Così la piccola Valentina nasce, cresce, da giovane donna si innamora, si sposa e aspetta un figlio. Ma un giorno Dessì mandò a dire a Maria Lai che non voleva più vederla, senza una parola di spiegazione. Maria, dopo essersi arrovellata per capire il motivo di questo allontanamento, chiese con forza di potergli parlare e gli domandò che cosa gli avesse mai fatto. «Non tu, io ti ho fatto qualcosa che non ho il coraggio di dirti. Valentina è morta», rispose Dessì. L'artista rimase addolorata da questa svolta inaspettata, con questa scelta narrativa lo scrittore la stava estromettendo dalla sua vita, la stava mandando via. E qui lui le diede un insegnamento che giunge ancor oggi a noi. «Perché?», Maria chiese. «Perché il romanzo deve essere poetico e la poesia non nasce se non incontra la morte».

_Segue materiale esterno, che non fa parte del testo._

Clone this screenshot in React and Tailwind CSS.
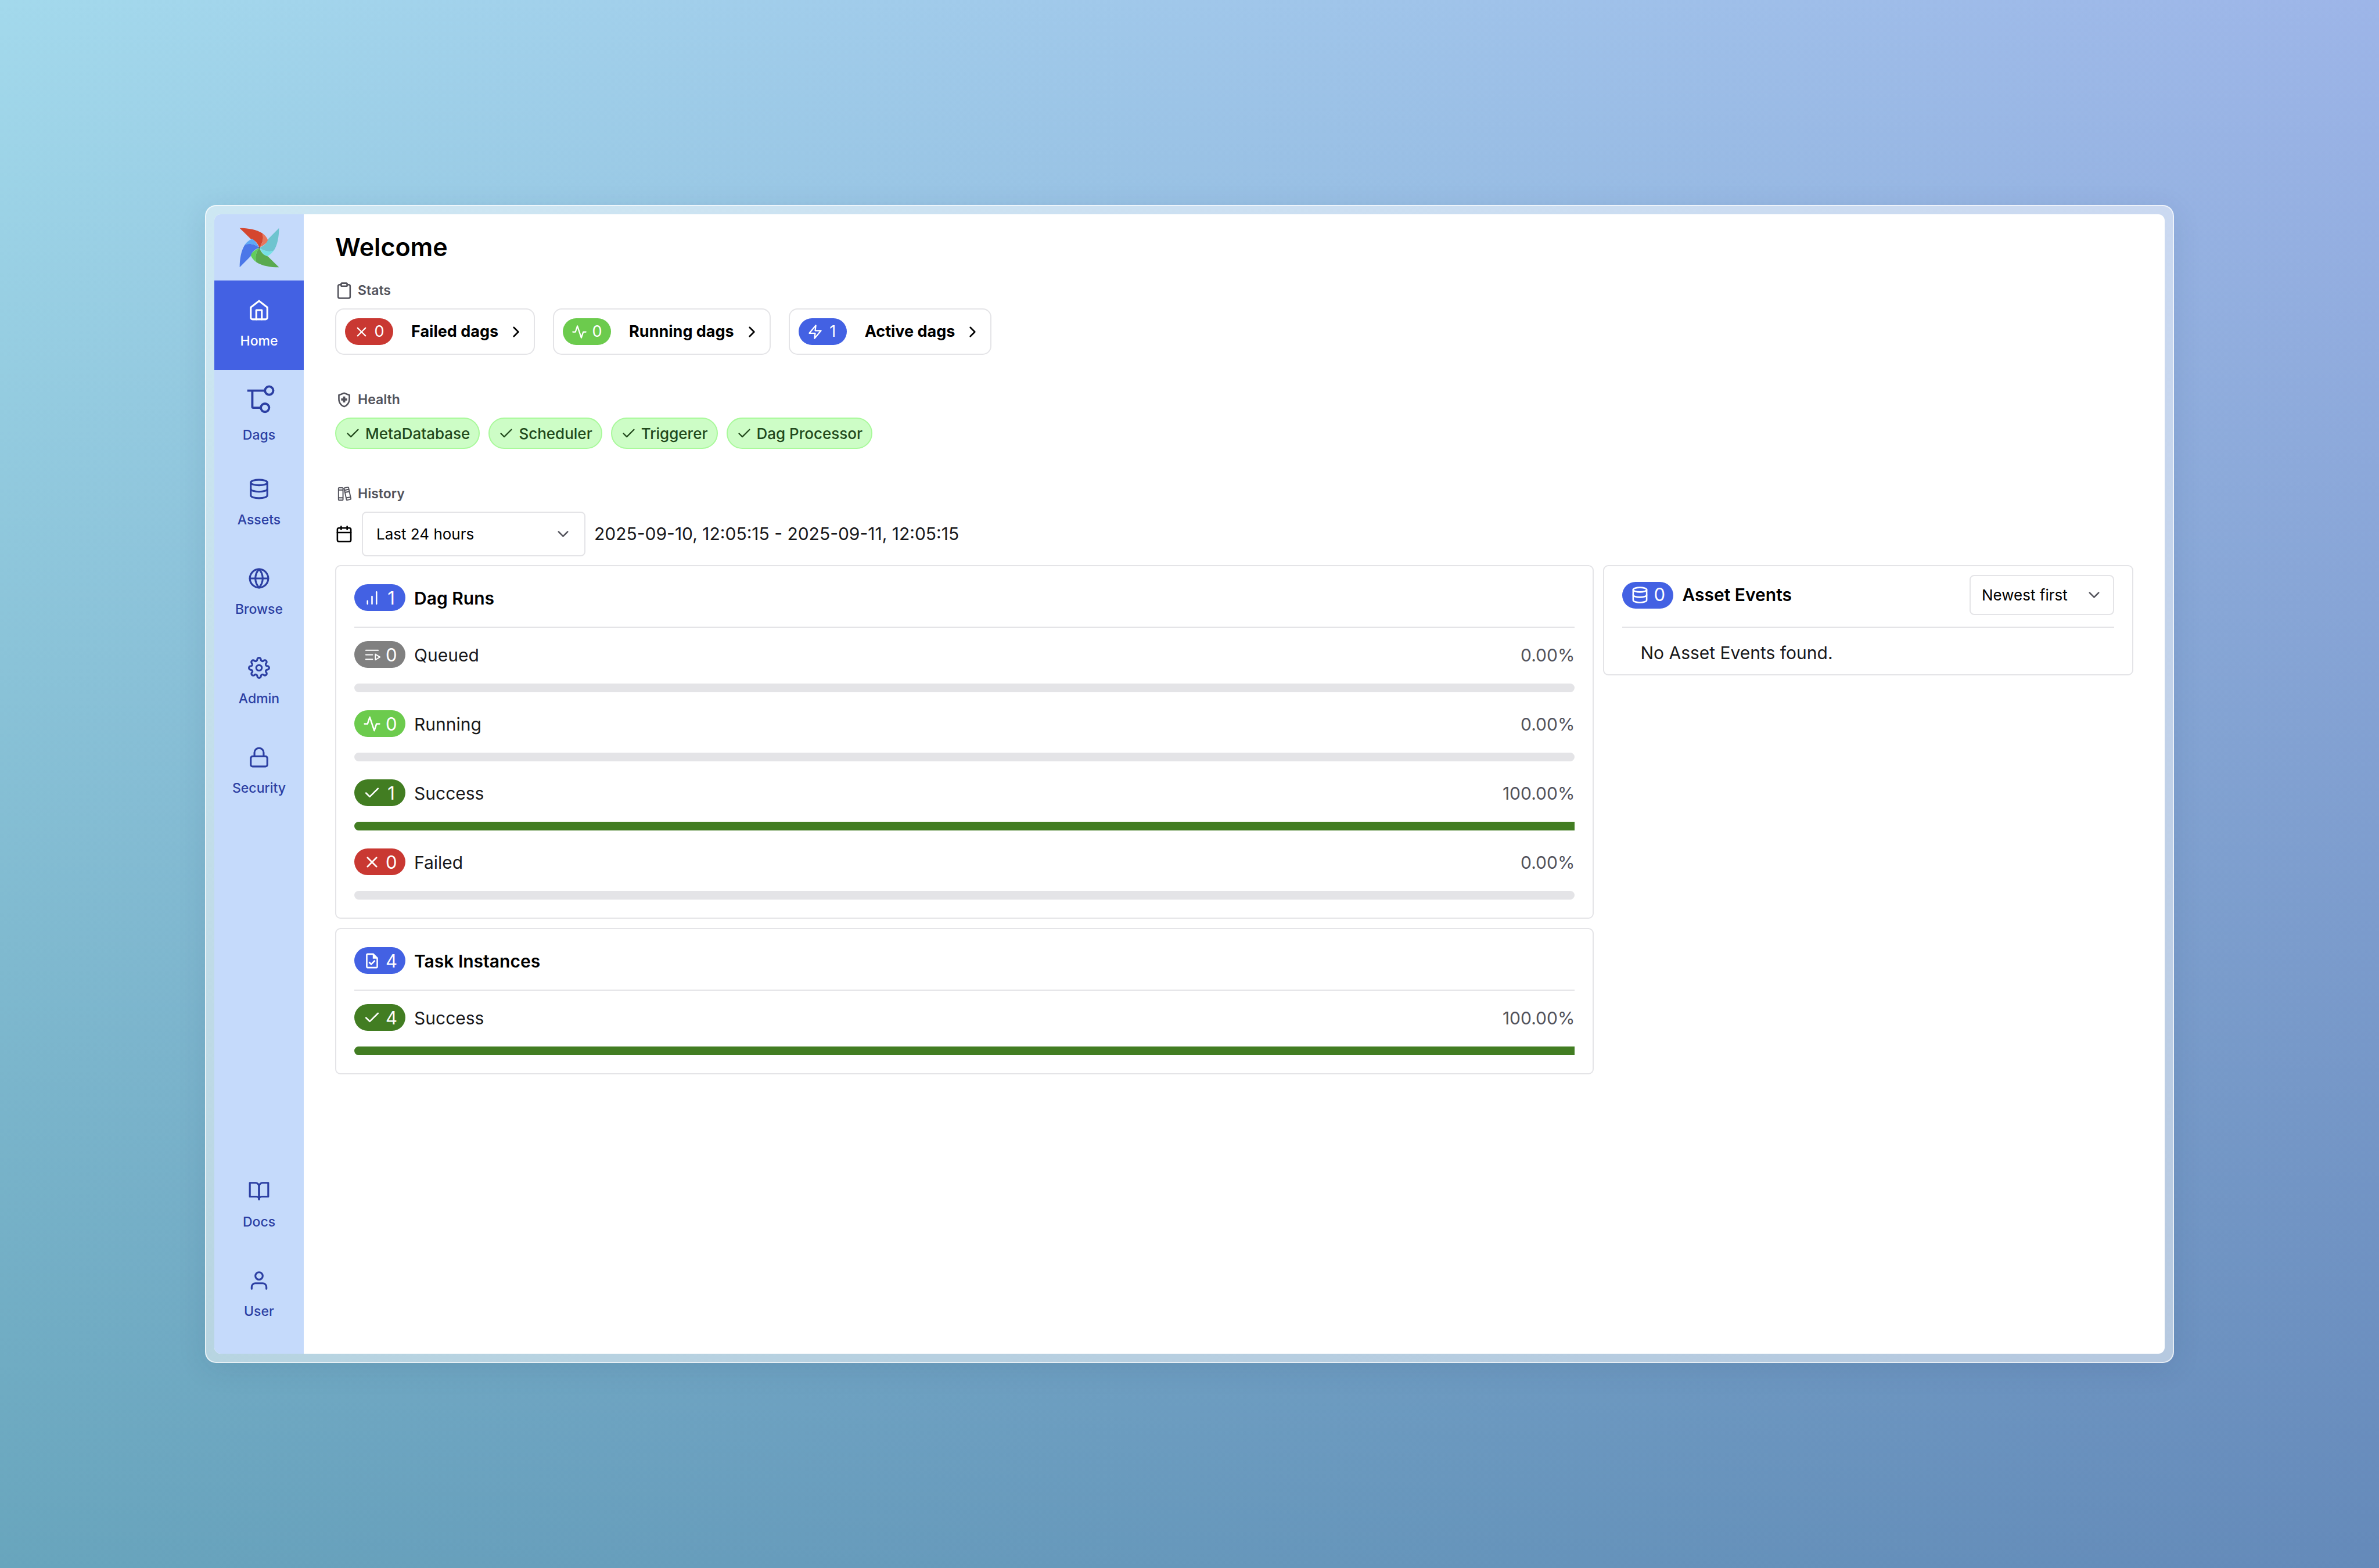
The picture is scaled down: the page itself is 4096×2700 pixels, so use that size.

Gli incontri di Maria Lai, dunque, furono il lievito che permise al suo sentimento artistico di trovare compiuta espressione e di comunicare a noi oggi ciò che è giunto a lei da ieri. E proprio dagli incontri ha potuto cogliere il valore del silenzio. «Gli incontri col mondo, con gli altri sono importantissimi, ma guai se manca il silenzio, è come una musica dove manchino le pause». Proprio quel silenzio da cui raramente oggi le persone hanno la possibilità, anche quando la si cerchi, di lasciarsi avvolgere.
Silenzio è anche quello osservato, per un minuto, all'inizio della manifestazione, per ricordare Dina Dore, la donna e madre di Gavoi barbaramente uccisa pochi giorni fa. Senza il silenzio, non può esserci arte, quell'arte che per Maria Lai è il rapporto dell'uomo con l'infinito.